At least under VFR conditions, being vectored to the localizer was so very much easier than following along on a map. With some coaching, I managed to intercept the localizer. Definitely the way to fly.

He told me to try a short field landing, and put it down on the numbers.

I floated right by the numbers, probably 2000 feet past them. Considering I should be able to land on a 1000ft runway with good short field technique, that was pretty pathetic. I did however, have a rather nice soft field touch down.

All Will told Mike was, “Everything’s fine except his landings. Take him up for anywhere between 0.1 and infinite hours until he can land, then send him back up with me.”

Will told me that all in all I didn’t do anywhere near as bad as I thought I did. He said that if landings didn’t seem to be going too well with Mike, that he would take me up.

That was on Thursday. I was scheduled to fly on Friday, but Mike forgot he was supposed to be in dispatch, so I didn’t fly. The weather was bad on Saturday. Sunday is the only off day for Airman.

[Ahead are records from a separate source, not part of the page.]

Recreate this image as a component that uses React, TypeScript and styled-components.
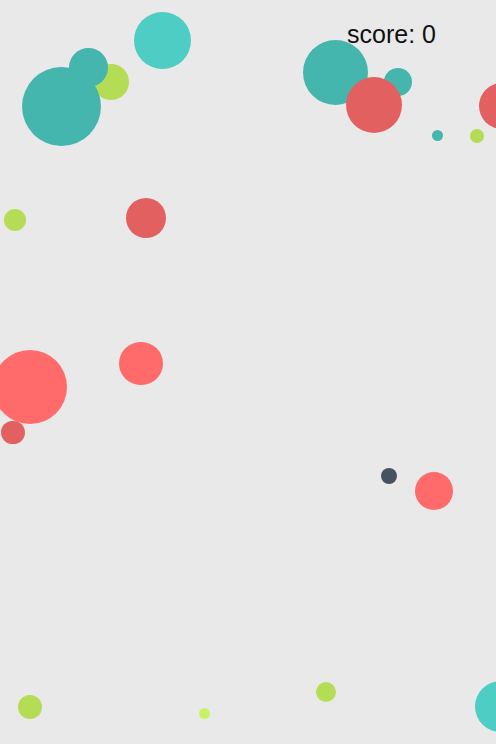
import React from "react";
import styled, { createGlobalStyle } from "styled-components";

const Global = createGlobalStyle`
  html, body { margin: 0; padding: 0; background: #ffffff; }
  #root { width: 496px; height: 745px; }
`;

const Stage = styled.div`
  position: relative;
  width: 496px;
  height: 744px;
  background: #e9e9e9;
  overflow: hidden;
  font-family: "Liberation Sans", Arial, sans-serif;
`;

const Score = styled.div`
  position: absolute;
  left: 347px;
  top: 20px;
  font-size: 25px;
  line-height: 28px;
  color: #111111;
  z-index: 10;
`;

const Ball = styled.div<{ $x: number; $y: number; $r: number; $c: string }>`
  position: absolute;
  left: ${(p) => p.$x - p.$r}px;
  top: ${(p) => p.$y - p.$r}px;
  width: ${(p) => p.$r * 2}px;
  height: ${(p) => p.$r * 2}px;
  border-radius: 50%;
  background: ${(p) => p.$c};
`;

const TEAL = "#45b6ae";
const CYAN = "#4ecdc4";
const LIME = "#b5dc55";
const BLIME = "#c7f464";
const RED = "#e36060";
const SALMON = "#ff6b6b";
const NAVY = "#475260";

const balls: { x: number; y: number; r: number; c: string }[] = [
  { x: 111, y: 82, r: 18, c: LIME },
  { x: 88.5, y: 67, r: 19.5, c: TEAL },
  { x: 61, y: 106.5, r: 39.5, c: TEAL },
  { x: 162, y: 40.5, r: 28.5, c: CYAN },
  { x: 335, y: 72, r: 32.5, c: TEAL },
  { x: 398, y: 82, r: 14, c: TEAL },
  { x: 374, y: 105, r: 28, c: RED },
  { x: 502, y: 106, r: 23, c: RED },
  { x: 437, y: 135.5, r: 5.5, c: TEAL },
  { x: 477, y: 136, r: 7, c: LIME },
  { x: 15, y: 220, r: 11, c: LIME },
  { x: 146, y: 218, r: 20, c: RED },
  { x: 30, y: 387, r: 37, c: SALMON },
  { x: 141, y: 363.5, r: 21.7, c: SALMON },
  { x: 13, y: 432.5, r: 11.7, c: RED },
  { x: 389, y: 476, r: 8, c: NAVY },
  { x: 434, y: 491, r: 19, c: SALMON },
  { x: 30, y: 706.5, r: 12, c: LIME },
  { x: 204, y: 713, r: 5.5, c: BLIME },
  { x: 326, y: 692, r: 10, c: LIME },
  { x: 500.5, y: 706.5, r: 25.5, c: CYAN },
];

export default function App() {
  return (
    <>
      <Global />
      <Stage>
        {balls.map((b, i) => (
          <Ball key={i} $x={b.x} $y={b.y} $r={b.r} $c={b.c} />
        ))}
        <Score>score: 0</Score>
      </Stage>
    </>
  );
}
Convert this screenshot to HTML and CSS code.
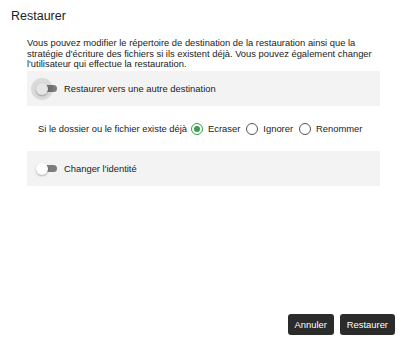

I went flying with Mike yesterday. All my landings were good, and some of them were beautiful. Short field, soft field, I did it all. So, I don’t know if I was just nervous or what. I didn’t do anything different. I just got in the plane yesterday, and I did wonderfully. After 1.3 hours and a dozen good landings, Mike was like, “Well, I don’t know what to tell you. Ready to go back up with Will?”

I’m not sure. I’ll always need more practice. But if I fly just like I did yesterday, I’ll do wonderfully. On the other hand, why couldn’t do fly like I did yesterday on Thursday?

I was hoping to fly today, but I haven’t heard from anyone and the weather doesn’t look too good. In fact, it looks pretty bad for the rest of the week.